Westfalen-Blatt: Das WESTFALEN-BLATT (Bielefeld) zu "Studium statt Lehre"
Bielefeld (ots)
Deutschland braucht mehr Akademiker! Diese Forderung, in früheren Jahren gebetsmühlenartig von der Organisation für wirtschaftliche Zusammenarbeit (OECD) erhoben, war Berufspraktikern schon immer suspekt. Doch während die OECD dazugelernt hat und das einzigartige duale Ausbildungssystem mittlerweile in den höchsten Tönen lobt, hält der Zustrom an die Hochschulen an. Geisteswissenschaftliche Fakultäten haben damit begonnen, das Schreiben von Bewerbungen und das Vorbereiten auf Einstellungsgespräche auf den Lehrplan zu setzen.

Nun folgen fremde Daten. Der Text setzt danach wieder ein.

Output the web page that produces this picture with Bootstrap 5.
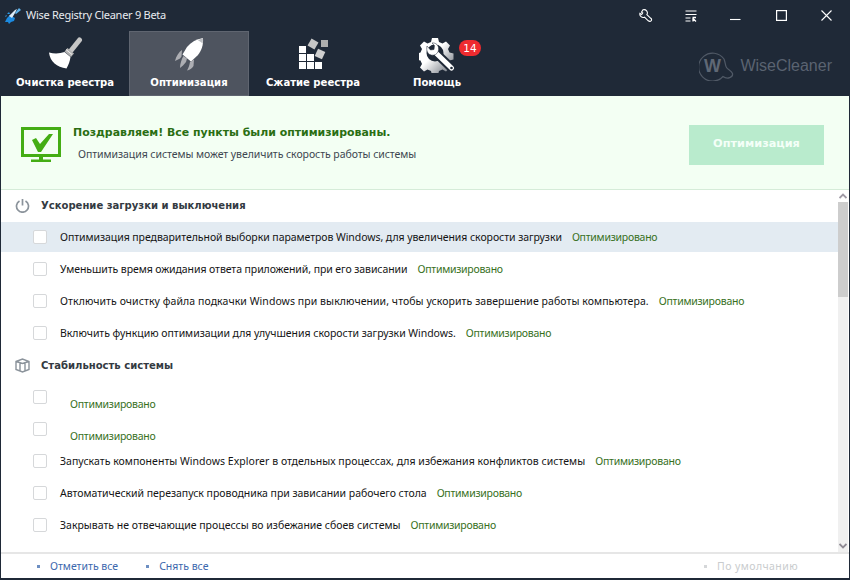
<!DOCTYPE html>
<html lang="ru">
<head>
<meta charset="utf-8">
<title>Wise Registry Cleaner 9 Beta</title>
<link href="https://cdn.jsdelivr.net/npm/bootstrap@5.3.0/dist/css/bootstrap.min.css" rel="stylesheet">
<style>
html,body{height:100%;overflow:hidden}
body{background:#1f2937;font-family:"Noto Sans","DejaVu Sans",sans-serif;font-size:10.5px;letter-spacing:-.06px;color:#111}
.appframe{width:850px;height:580px;padding:0 1px 2px 1px}
.titlebar{height:31px;color:#fff;padding-left:4px}
.titlebar .apptitle{margin-left:5px;font-size:11px;letter-spacing:-.27px;color:#e8ebef}
.winbtn{width:45px;height:31px}
.winbtn.nudged{padding-right:2px}
.toolbar{height:65px;padding-left:4px}
.tabitem{width:120px;height:65px;margin-right:4px;border:1px solid transparent;position:relative;color:#fff;font-family:"DejaVu Sans",sans-serif;font-weight:700;font-size:10.1px;padding-top:5px;letter-spacing:-.02px}
.tabitem.active-tab{background:#4e545f;border-color:#5f6570}
.tabicon{height:36px}
.tabicon svg{display:block}
.tablabel{line-height:14px;margin-top:3px;white-space:nowrap}
.countbadge{position:absolute;left:81px;top:8px;width:22px;height:16px;border-radius:8px;background:#ee2b2f;color:#fff;font-weight:400;font-size:10.500px;line-height:16px;text-align:center}
.brandmark{margin-left:auto;margin-right:17px;color:#5a6371;font-family:"Liberation Sans",sans-serif;font-size:16px;letter-spacing:0;margin-top:4px}
.brandword{margin-left:6px}
.contentpane{background:#fff;height:482px}
.bannerbox{height:94px;background:#f3fff3;border-bottom:1px solid #d5ecd8;padding:4px 25px 0 20px}
.bannerhead{color:#2a6e12;font-family:"DejaVu Sans",sans-serif;font-weight:700;font-size:10.930px;letter-spacing:0;line-height:16px}
.bannersub{color:#3d4650;margin-left:5px;margin-top:5px;line-height:16px}
.bannertext{margin-left:10px;margin-top:-2px}
.bigbtn{width:135px;height:40px;background:#b9ebcd;color:#f4fff8;font-family:"DejaVu Sans",sans-serif;font-weight:700;font-size:11.300px;letter-spacing:0;border:0;border-radius:0;padding:0}
.listarea{height:362px}
.rowsbox{width:837px;overflow:hidden;height:362px}
.grouphead{height:30px;margin-bottom:2px;padding:1px 0 0 14px;font-family:"DejaVu Sans",sans-serif;font-weight:700;font-size:10.050px;letter-spacing:0;color:#333a42}
.grouphead span{margin-left:11px}
.itemrow{height:30px;margin-bottom:2px;padding-left:32px;white-space:nowrap}
.itemrow.rowhover{background:#e3ebf2}
.tick{width:14px;height:14px;border:1px solid #d6d8da;border-radius:2px;background:#fff;flex:none;margin-right:13px}
.itemname,.okstate{padding-top:2px}
.okstate{color:#37701c;margin-left:10px;letter-spacing:-.26px}
.itemname{color:#141414}
.itemname.fit-long{letter-spacing:.07px}
.itemname.fit-mid{letter-spacing:.03px}
.itemname.fit-flat{letter-spacing:0}
.itemname.fit-short{letter-spacing:-.03px}
.itemname.fit-tiny{letter-spacing:-.08px}
.blankname .okstate{position:relative;top:7px}
.scrolltrack{width:10px;height:362px;background:#f0f0f0}
.scrollend{height:12px;background:#fff}
.scrollend.lower{background:#f0f0f0}
.scrollthumb{height:95px;background:#cdcdcd}
.footbar{height:26px;border-top:2px solid #e6e6e6;padding:2px 51px 0 36px;color:#3c68ad}
.footlink{margin-right:28px;letter-spacing:0}
.footlink i,.footdef i{display:inline-block;width:3px;height:3px;background:#6d8fc2;margin-right:10px;vertical-align:2px}
.footdef{margin-left:auto;color:#c9ccce;letter-spacing:.42px}
.footdef i{background:#d5d7d9}
</style>
</head>
<body>
<div class="appframe d-flex flex-column">
  <div class="titlebar d-flex align-items-center">
    <svg width="16" height="16" viewBox="5 8 16 16"><path d="M5 22l2-4 3-3 5 3-1 3-3 1-2 2-1-2z" fill="#1c8ae0"/><path d="M9 16l6-6 2-1-2 4-3 5z" fill="#dcecf8"/><path d="M15 13l4-5 2 2-5 4z" fill="#5db4ee"/><path d="M7 14l2-2 1 2zM6 17l-1-1 2-1z" fill="#2d9ce8"/></svg>
    <span class="apptitle">Wise Registry Cleaner 9 Beta</span>
    <div class="ms-auto d-flex">
      <div class="winbtn nudged d-flex align-items-center justify-content-center"><svg width="14" height="13" viewBox="0 0 14 13" fill="none" stroke="#fff" stroke-width="1.100"><path d="M4 .8L2.500 3.200l1.200.8-1 1.500L.9 4.300a3.400 3.400 0 0 0 4.600 3.900L9.300 11.800c1.300 1 2.300.6 3-.2.500-.8.500-1.500-.5-2.300L7.900 5.600A3.300 3.300 0 0 0 4 .8z"/></svg></div>
      <div class="winbtn nudged d-flex align-items-center justify-content-center"><svg width="12" height="12" viewBox="0 0 12 12" fill="none" stroke="#fff"><path d="M.5 1h11M.5 4.500h11M.5 8h5M.5 11h5"/><path d="M7.500 7.500h3.500M8 8v3.500M8 8.500l3 3" stroke-width="1.300"/></svg></div>
      <div class="winbtn nudged d-flex align-items-center justify-content-center"><svg width="11" height="11" viewBox="0 0 11 11"><path d="M0 9.500h10.500" stroke="#fff" stroke-width="1.100"/></svg></div>
      <div class="winbtn d-flex align-items-center justify-content-center"><svg width="11" height="11" viewBox="0 0 11 11" fill="none"><rect x=".6" y=".6" width="9.800" height="9.800" stroke="#fff" stroke-width="1.200"/></svg></div>
      <div class="winbtn d-flex align-items-center justify-content-center"><svg width="11" height="11" viewBox="0 0 11 11"><path d="M.5 .5l10 10M10.500 .5l-10 10" stroke="#fff" stroke-width="1.100"/></svg></div>
    </div>
  </div>
  <div class="toolbar d-flex">
    <div class="tabitem d-flex flex-column align-items-center">
      <div class="tabicon"><svg width="36" height="36" viewBox="47 37 36 36"><path d="M71.500 50L79.500 40" stroke="#c6c6c6" stroke-width="5" stroke-linecap="round"/><path d="M64.500 51.500l3-3.500 6.500 5.500-3 3.500z" fill="#b4b4b4"/><path d="M66 49.500l6 5" stroke="#eee" stroke-width="1"/><path d="M49 52.500c6 1.500 11 1 15.500-.5l6 5c-.5 4-2 8-4 11.500C57 67 50 62 49 52.500z" fill="#fff"/></svg></div>
      <div class="tablabel">Очистка реестра</div>
    </div>
    <div class="tabitem active-tab d-flex flex-column align-items-center">
      <div class="tabicon"><svg width="36" height="36" viewBox="171 37 36 36"><path d="M203 38c.5 7-1.500 13-5.500 17.500L191 61.500l-8.500-7L187 47c4-5 9.500-8 16-9z" fill="#fff"/><path d="M203 38l-.3 5.500c-1.500-1.300-3-2.300-4.800-3.300z" fill="#bdbfc3"/><path d="M182 50c-3 2-6 6-7 11l5-2.500 1.500-2zM183.500 56c-2 3-3.500 8-3.500 12 2-1.500 4-3.500 6-6l1-3.500zM190 62c-.5 3-1.500 6-3 8.500 2.500-.5 5-2 6.500-4.500l.5-6.500z" fill="#adaeb3"/></svg></div>
      <div class="tablabel">Оптимизация</div>
    </div>
    <div class="tabitem d-flex flex-column align-items-center">
      <div class="tabicon"><svg width="36" height="36" viewBox="295 37 36 36"><g fill="#fff"><rect x="299" y="46" width="7" height="7"/><rect x="299" y="54" width="7" height="7"/><rect x="307" y="54" width="7" height="7"/><rect x="299" y="62" width="7" height="7"/><rect x="307" y="62" width="7" height="7"/><rect x="315" y="62" width="7" height="7"/></g><rect x="309" y="40" width="8" height="8" fill="#c6c6c6" transform="rotate(30 313 44)"/><rect x="321" y="40" width="7" height="7" fill="#adadad"/><rect x="316" y="50" width="8" height="8" fill="#cfcfcf" transform="rotate(25 320 54)"/></svg></div>
      <div class="tablabel">Сжатие реестра</div>
    </div>
    <div class="tabitem d-flex flex-column align-items-center">
      <div class="tabicon"><svg width="36" height="36" viewBox="419 37 36 36"><defs><linearGradient id="gearfade" x1="0" y1="0" x2="1" y2="1"><stop offset=".45" stop-color="#fff"/><stop offset="1" stop-color="#59606b"/></linearGradient></defs><g fill="url(#gearfade)"><path fill-rule="evenodd" d="M432 38h6l1 4 3.500 1.500 3.500-2 4 4-2 3.500 1.500 3.500 4 1v6l-4 1-1.500 3.500 2 3.500-4 4-3.500-2-3.500 1.500-1 4h-6l-1-4-3.500-1.500-3.500 2-4-4 2-3.500-1.500-3.500-4-1v-6l4-1 1.500-3.500-2-3.500 4-4 3.500 2 3.500-1.500zM435 44.500a8.500 8.500 0 1 0 0 17 8.500 8.500 0 0 0 0-17z"/></g><path d="M437 54l14 13.500" stroke="#1f2937" stroke-width="9"/><path d="M436 53l15.500 15" stroke="#fff" stroke-width="5" stroke-linecap="round"/><path d="M427 46l3.500 4 3.500-.5.500-4-2.500-2.500c3-.5 6 1.500 6.500 4.500s-.5 5.500-3 7c-3 1.500-6 .5-7.500-1.500s-1.500-5-1-7z" fill="#fff" stroke="#1f2937" stroke-width=".5"/><circle cx="451.500" cy="68" r="1.300" fill="#1f2937"/></svg></div>
      <div class="tablabel">Помощь</div>
      <div class="countbadge">14</div>
    </div>
    <div class="brandmark d-flex align-items-center">
      <svg width="35" height="30" viewBox="0 0 35 30" fill="none"><path d="M24 25.500A14 14 0 1 1 25 8c1.500 3.500 1 6 2.500 8.500 1.500 2.500 5 3 6 6 .8 3.500-5 6.500-9.500 3z" stroke="#505966" stroke-width="1.200"/><text x="5" y="21" fill="#5f6875" font-family="Liberation Sans" font-weight="700" font-size="18">W</text></svg>
      <span class="brandword">WiseCleaner</span>
    </div>
  </div>
  <div class="contentpane d-flex flex-column">
    <div class="bannerbox d-flex align-items-center">
      <svg width="42" height="36" viewBox="0 0 42 36"><rect x="1.500" y="1.500" width="37" height="27" fill="none" stroke="#44ad14" stroke-width="3"/><path d="M11 13l4-2 4 6 9-10h4L20 25h-3z" fill="#44ad14"/><path d="M18 30h4v2.500h8V35H10v-2.500h8z" fill="#44ad14"/></svg>
      <div class="bannertext">
        <div class="bannerhead">Поздравляем! Все пункты были оптимизированы.</div>
        <div class="bannersub">Оптимизация системы может увеличить скорость работы системы</div>
      </div>
      <button class="btn bigbtn ms-auto" type="button">Оптимизация</button>
    </div>
    <div class="listarea d-flex">
      <div class="rowsbox">
        <div class="grouphead d-flex align-items-center"><svg width="15" height="15" viewBox="0 0 15 15" fill="none" stroke="#8b939b" stroke-width="1.700"><path d="M4.500 3a6 6 0 1 0 6 0"/><path d="M7.500 1v6.500"/></svg><span>Ускорение загрузки и выключения</span></div>
        <div class="itemrow rowhover d-flex align-items-center"><div class="tick"></div><span class="itemname">Оптимизация предварительной выборки параметров Windows, для увеличения скорости загрузки</span><span class="okstate">Оптимизировано</span></div>
        <div class="itemrow d-flex align-items-center"><div class="tick"></div><span class="itemname fit-tiny">Уменьшить время ожидания ответа приложений, при его зависании</span><span class="okstate">Оптимизировано</span></div>
        <div class="itemrow d-flex align-items-center"><div class="tick"></div><span class="itemname fit-long">Отключить очистку файла подкачки Windows при выключении, чтобы ускорить завершение работы компьютера.</span><span class="okstate">Оптимизировано</span></div>
        <div class="itemrow d-flex align-items-center"><div class="tick"></div><span class="itemname fit-short">Включить функцию оптимизации для улучшения скорости загрузки Windows.</span><span class="okstate">Оптимизировано</span></div>
        <div class="grouphead d-flex align-items-center"><svg width="15" height="15" viewBox="0 0 15 15" fill="none" stroke="#8b939b" stroke-width="1.400"><path d="M1 3.500L7.500 1 14 3.500v8L7.500 14 1 11.500zM1 3.500l6.500 2 6.500-2M5 5v8.500M10 5v8.500"/></svg><span>Стабильность системы</span></div>
        <div class="itemrow blankname d-flex align-items-center"><div class="tick"></div><span class="okstate">Оптимизировано</span></div>
        <div class="itemrow blankname d-flex align-items-center"><div class="tick"></div><span class="okstate">Оптимизировано</span></div>
        <div class="itemrow d-flex align-items-center"><div class="tick"></div><span class="itemname fit-mid">Запускать компоненты Windows Explorer в отдельных процессах, для избежания конфликтов системы</span><span class="okstate">Оптимизировано</span></div>
        <div class="itemrow d-flex align-items-center"><div class="tick"></div><span class="itemname fit-short">Автоматический перезапуск проводника при зависании рабочего стола</span><span class="okstate">Оптимизировано</span></div>
        <div class="itemrow d-flex align-items-center"><div class="tick"></div><span class="itemname fit-flat">Закрывать не отвечающие процессы во избежание сбоев системы</span><span class="okstate">Оптимизировано</span></div>
      </div>
      <div class="scrolltrack d-flex flex-column">
        <div class="scrollend d-flex align-items-center justify-content-center"><svg width="8" height="6" viewBox="0 0 8 6" fill="none"><path d="M.5 5L4 1.500 7.500 5" stroke="#a09aa5" stroke-width="1.800"/></svg></div>
        <div class="scrollthumb"></div>
        <div class="scrollend lower mt-auto d-flex align-items-center justify-content-center"><svg width="8" height="6" viewBox="0 0 8 6" fill="none"><path d="M.5 1L4 4.500 7.500 1" stroke="#8f8a94" stroke-width="1.800"/></svg></div>
      </div>
    </div>
    <div class="footbar d-flex align-items-center">
      <span class="footlink"><i></i>Отметить все</span>
      <span class="footlink"><i></i>Снять все</span>
      <span class="footdef"><i></i>По умолчанию</span>
    </div>
  </div>
</div>
<script src="https://cdn.jsdelivr.net/npm/bootstrap@5.3.0/dist/js/bootstrap.bundle.min.js"></script>
</body>
</html>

Nicht mehr Erkenntnisgewinn ist Studienziel, sondern »Employability«, wie die Befähigung zum Eintritt ins Berufsleben akademisch-euphemistisch genannt wird. Diese Entwicklung ist umso absurder, als immer mehr Handwerker und Unternehmen keine Auszubildenden mehr finden. Dabei ist eine Lehre noch immer der sicherste Weg ins Berufsleben. Wer sich fortbildet oder auf einer breiten praktischen Grundlage später doch noch ein Fachstudium aufnimmt, hat beste Karrierechancen. Weltweit wird Deutschland um seine bestens ausgebildeten Fachleute und Techniker beneidet. Das wird nicht mehr lange der Fall sein, wenn der Akademisierungswahn ungebremst weitergeht.